Shoppers still haven’t been hit with major price increases for most products as retailers stocked up on products to get ahead of Trump’s tariffs and gradually ease their inflation-wary customers into higher prices. Products that are more sensitive to tariffs, like furniture, have become more expensive but a growing list of stores expect prices to increase as inventories run out and they are restocked at post-tariff prices.
“While retail sales rose year over year, the key question remains whether consumers can sustain this momentum headed into the fall, especially with the holidays around the corner. The next few months hold the key to whether this is a true display of consumer stability or a shorter-term uptick given market uncertainty,” EY-Parthenon Americas Retail Sector Leader Will Auchincloss said in a note.

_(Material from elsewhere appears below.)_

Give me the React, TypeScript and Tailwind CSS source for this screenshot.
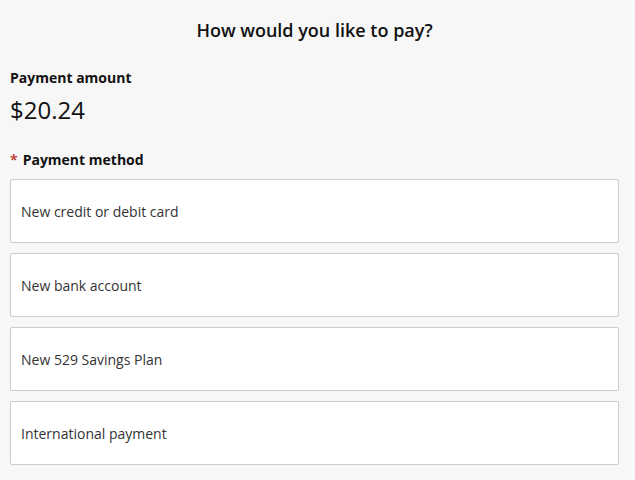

Hiring and job creation sputtered this summer as businesses pulled back amid economic uncertainties from tariffs. Employers added just 22,000 jobs in August, which came shortly after the first net loss in jobs since December of 2020 in June.
Keeping the labor market on track has become the priority for the Fed as it began its two-day policy meeting on Tuesday, which is broadly expected to bring the first cut to interest rates since last year. Investors have priced in a 0.25% cut for September and see higher odds of two more cuts during the October and December meetings.
Fed officials are trying to walk a delicate line of keeping the labor market from falling off track while getting inflation to return to its target level of 2%, a benchmark that hasn’t been hit in nearly five years. For now, officials appear to be more concerned about a teetering employment situation but also want to move cautiously with rates to keep inflation from getting out of control again.